As câmeras, que têm a capacidade de usar tecnologia de reconhecimento facial, são uma importante arma chinesa de vigilância e repressão. Oficialmente, entretanto, o argumento para adoção dos aparelhos é o de “prevenir o crime e monitorar a segurança pública e a ordem pública.”

Em se tratando de Hong Kong, no entanto, o argumento não convence. Até porque o anúncio surge em meio aos debates para implantação de uma nova lei de segurança nacional no território, sendo esta a principal ferramenta legal das autoridades para silenciar os dissidentes.

Câmera estão entre as mais importantes armas de vigilância estatal da China (Foto: WikiCommons)

A lei em vigor, imposta pela China e que será substituída, foi uma resposta autoritária às manifestações populares que em 2019 pediram por democracia em Hong Kong. Não por acaso, em meios aos protestos houve muitos ataques contra postes de iluminação inteligentes, sob argumento de que eles continham tecnologia de identificação facial usada para viabilizar a perseguição aos cidadãos.

De acordo com o comissário de polícia Raymond Siu, as primeiras 600 novas câmeras serão instaladas já em março, com as demais entrando em operação até o final do ano. Ele não escondeu a possibilidade de que o sistema de reconhecimento venha a ser adotado, segundo o jornal South China Morning Post.

Porém, mesmo o governo admite que a tecnologia é polêmica. Um documento que detalha o projeto de instalação das novas câmeras diz que o reconhecimento facial “deve ser apoiado por uma forte justificação”, pois “não é normalmente esperado pelo público.” E acrescenta que o ideal é priorizar alternativas “menos invasivas à privacidade.”

Ouvido pela RFA, Alric Lee, diretor da ONG de direitos civis Aliança Japonesa para a Democracia de Hong Kong, diz que as câmeras permitiriam ao governo armazenar dados biométricos em um ritmo que seria impossível sem a invasiva tecnologia. Ao adotarem tal sistema em comunhão com a lei de segurança nacional, as autoridades teriam “uma nova ferramenta para processos judiciais.”

Shih Chien-yu, pesquisador de segurança nacional de Taiwan, diz que cada vez mais o governo implanta em Hong Kong o sistema de vigilância adotado na China.
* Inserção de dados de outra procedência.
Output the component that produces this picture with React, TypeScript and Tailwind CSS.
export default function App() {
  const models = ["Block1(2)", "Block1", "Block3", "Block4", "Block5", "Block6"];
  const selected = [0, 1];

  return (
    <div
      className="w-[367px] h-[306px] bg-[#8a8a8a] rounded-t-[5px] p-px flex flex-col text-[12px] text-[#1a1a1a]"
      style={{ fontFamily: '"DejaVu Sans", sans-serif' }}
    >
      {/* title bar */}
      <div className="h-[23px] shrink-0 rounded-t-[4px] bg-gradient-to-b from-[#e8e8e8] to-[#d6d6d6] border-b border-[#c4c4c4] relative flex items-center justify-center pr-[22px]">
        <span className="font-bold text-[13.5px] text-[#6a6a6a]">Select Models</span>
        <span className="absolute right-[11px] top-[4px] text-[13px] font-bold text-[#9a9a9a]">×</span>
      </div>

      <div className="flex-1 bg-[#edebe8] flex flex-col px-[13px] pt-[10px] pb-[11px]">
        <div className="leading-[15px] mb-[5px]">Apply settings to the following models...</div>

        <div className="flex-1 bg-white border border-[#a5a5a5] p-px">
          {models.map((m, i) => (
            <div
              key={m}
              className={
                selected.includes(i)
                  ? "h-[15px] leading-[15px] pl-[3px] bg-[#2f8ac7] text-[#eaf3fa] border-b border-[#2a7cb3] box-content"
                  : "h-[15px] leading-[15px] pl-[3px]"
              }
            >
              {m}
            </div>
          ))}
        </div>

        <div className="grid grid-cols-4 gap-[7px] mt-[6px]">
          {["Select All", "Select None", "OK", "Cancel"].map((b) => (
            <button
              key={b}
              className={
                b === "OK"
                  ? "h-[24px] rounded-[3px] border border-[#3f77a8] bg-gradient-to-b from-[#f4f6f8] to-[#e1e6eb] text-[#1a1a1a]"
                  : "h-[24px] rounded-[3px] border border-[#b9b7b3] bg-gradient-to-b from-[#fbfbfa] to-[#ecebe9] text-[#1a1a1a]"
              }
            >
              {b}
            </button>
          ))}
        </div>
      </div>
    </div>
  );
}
Em particular na região de Xinjiang, onde as câmeras são arma fundamental na repressão aos uigures.

“Essas câmeras podem girar 360 graus, e o uso da tecnologia de IA (inteligência artificial) cobrirá basicamente todos os grupos de pessoas e todos os tipos de atividades”, disse Shih. “Há aqui uma forte mensagem simbólica, que é alertar os habitantes de Hong Kong para pararem de pensar na democracia ou em se levantar, resistir ou falar abertamente.”

Por que isso importa?

Após ser transferido do domínio britânico para o chinês, em 1997, Hong Kong passou a operar sob um sistema mais autônomo e diferente do restante da China. Entretanto, apesar da promessa inicial de que as liberdades individuais seriam respeitadas, a submissão a Beijing sempre foi muito forte, o que levou a protestos em massa de 2019.
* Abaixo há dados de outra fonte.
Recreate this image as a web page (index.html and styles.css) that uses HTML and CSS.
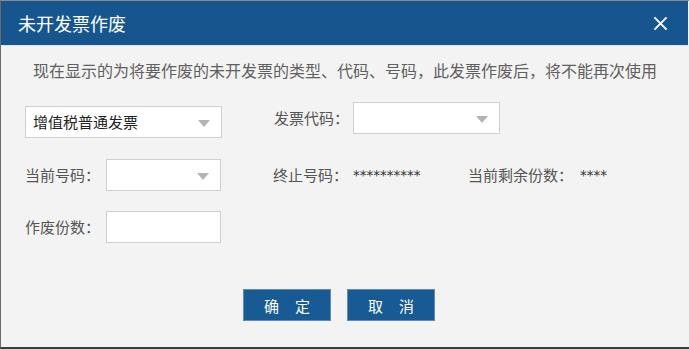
FILE: index.html
```html
<!DOCTYPE html>
<html lang="zh-CN">
<head>
<meta charset="utf-8">
<title>未开发票作废</title>
<link rel="stylesheet" href="styles.css">
</head>
<body>
<div class="dialog">
  <div class="header">
    <span class="title">未开发票作废</span>
    <svg class="close" width="16" height="16" viewBox="0 0 16 16"><path d="M1.5 1.5 L14.5 14.5 M14.5 1.5 L1.5 14.5" stroke="#fff" stroke-width="2" fill="none"/></svg>
  </div>
  <div class="content">
    <p class="desc">现在显示的为将要作废的未开发票的类型、代码、号码，此发票作废后，将不能再次使用</p>
    <div class="row row1">
      <div class="select wide"><span class="sel-text">增值税普通发票</span><span class="arrow"></span></div>
      <div class="group g2">
        <span class="label">发票代码：</span>
        <div class="select mid"><span class="sel-text"></span><span class="arrow"></span></div>
      </div>
    </div>
    <div class="row row2">
      <span class="label lab1">当前号码：</span>
      <div class="select small"><span class="sel-text"></span><span class="arrow"></span></div>
      <div class="group g2">
        <span class="label">终止号码：</span><span class="value">**********</span>
      </div>
      <div class="group g3">
        <span class="label">当前剩余份数：</span><span class="value">****</span>
      </div>
    </div>
    <div class="row row3">
      <span class="label lab1">作废份数：</span>
      <div class="input small"></div>
    </div>
    <div class="buttons">
      <button class="btn">确定</button>
      <button class="btn">取消</button>
    </div>
  </div>
</div>
</body>
</html>
```

FILE: styles.css
```css
html, body {
  margin: 0;
  padding: 0;
  background: #f3f3f3;
}
.dialog {
  width: 689px;
  height: 349px;
  box-sizing: border-box;
  background: #f3f3f3;
  border-top: 1px solid #8c8c8c;
  border-left: 1px solid #6a6a6a;
  border-bottom: 2px solid #3d3d3d;
  font-family: "Noto Sans CJK SC", "Noto Sans", sans-serif;
  overflow: hidden;
}
.header {
  height: 44px;
  background: #17558f;
  border-bottom: 1px solid #e4e4e4;
  display: flex;
  align-items: center;
  justify-content: space-between;
  padding: 0 20px 0 17px;
  margin-right: 1px;
}
.title {
  color: #ffffff;
  font-size: 18px;
  line-height: 22px;
}
.close {
  display: block;
  width: 15px;
  height: 15px;
}
.content {
  padding: 13px 0 0 24px;
}
.desc {
  margin: 0 0 21px 8px;
  font-size: 16px;
  line-height: 22px;
  color: #606060;
  white-space: nowrap;
}
.row {
  display: flex;
  align-items: center;
}
.row1 {
  align-items: flex-start;
}
.row1 .wide {
  margin-top: 4px;
}
.row2 {
  margin-top: 21px;
}
.row3 {
  margin-top: 20px;
}
.label {
  font-size: 15px;
  line-height: 20px;
  color: #555555;
  white-space: nowrap;
}
.lab1 {
  width: 81px;
}
.group {
  display: flex;
  align-items: center;
}
.g2 {
  margin-left: 52px;
}
.row1 .g2 .label {
  width: 79px;
}
.row2 .g2 {
  width: 195px;
}
.value {
  font-family: "DejaVu Sans", sans-serif;
  font-size: 13.5px;
  color: #333333;
  margin-left: 5px;
  line-height: 20px;
}
.g3 .value {
  margin-left: 7px;
}
.select, .input {
  box-sizing: border-box;
  height: 32px;
  background: #ffffff;
  border: 1px solid #cfcfcf;
  display: flex;
  align-items: center;
  justify-content: space-between;
  padding: 0 11px 0 7px;
}
.wide {
  width: 197px;
}
.mid {
  width: 147px;
}
.small {
  width: 115px;
}
.sel-text {
  font-size: 15px;
  color: #222222;
  line-height: 20px;
}
.arrow {
  width: 0;
  height: 0;
  border-left: 6px solid transparent;
  border-right: 6px solid transparent;
  border-top: 7px solid #b4b4b4;
  margin-top: 2px;
}
.buttons {
  display: flex;
  gap: 16px;
  margin-top: 46px;
  padding-left: 218px;
}
.btn {
  box-sizing: border-box;
  width: 88px;
  height: 32px;
  background: #175a94;
  border: 1px solid #5f8cb6;
  color: #ffffff;
  font-family: "Noto Sans CJK SC", sans-serif;
  font-size: 15px;
  letter-spacing: 16px;
  padding: 0 0 0 16px;
  text-align: center;
  margin: 0;
}
```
A resposta de Beijing aos protestos veio com autoritarismo, representado pela lei de segurança nacional, que deu ao governo de Hong Kong poder de silenciar a oposição e encarcerar os críticos. A normativa legal classifica e criminaliza qualquer tentativa de “intervir” nos assuntos locais como “subversão, secessão, terrorismo e conluio”. Infrações graves podem levar à prisão perpétua.

No final de julho de 2021, um ano após a implementação da lei, foi anunciado o primeiro veredito de uma ação judicial baseada na nova normativa. Tong Ying-kit, um garçom de 24 anos, foi condenado a nove anos de prisão sob as acusações de praticar terrorismo e incitar a secessão.

O incidente que levou à condenação ocorreu em 1º de julho de 2020, o primeiro dia em que a lei vigorou. Tong dirigia uma motocicleta com uma bandeira preta na qual se lia “Liberte Hong Kong. Revolução dos Nossos Tempos”, slogan usado pelos ativistas antigoverno nas manifestações de 2019.

Os críticos ao governo local alegam que os direitos de expressão e de associação têm diminuído cada vez mais, com o aumento da repressão aos dissidentes graças à lei. Já as autoridades de Hong Kong reforçam a ideia de que a normativa legal é necessária para preservar a estabilidade do território

Reino Unido, por sua vez, diz que ela viola o acordo estabelecido quando da entrega do território à China. Isso porque havia uma promessa de que as liberdade individuais, entre elas eleições democráticas, seriam preservadas por ao menos 50 anos. Metade do tempo se passou, e Beijing não cumpriu sua parte no acordo. Muito pelo contrário.

Nos últimos anos, os pedidos por democracia foram silenciados, a liberdade de expressão acabou e a perspectiva é de que isso se mantenha por um “longo prazo”. Nas palavras do presidente chinês Xi Jinping, “qualquer interferência deve ser eliminada.”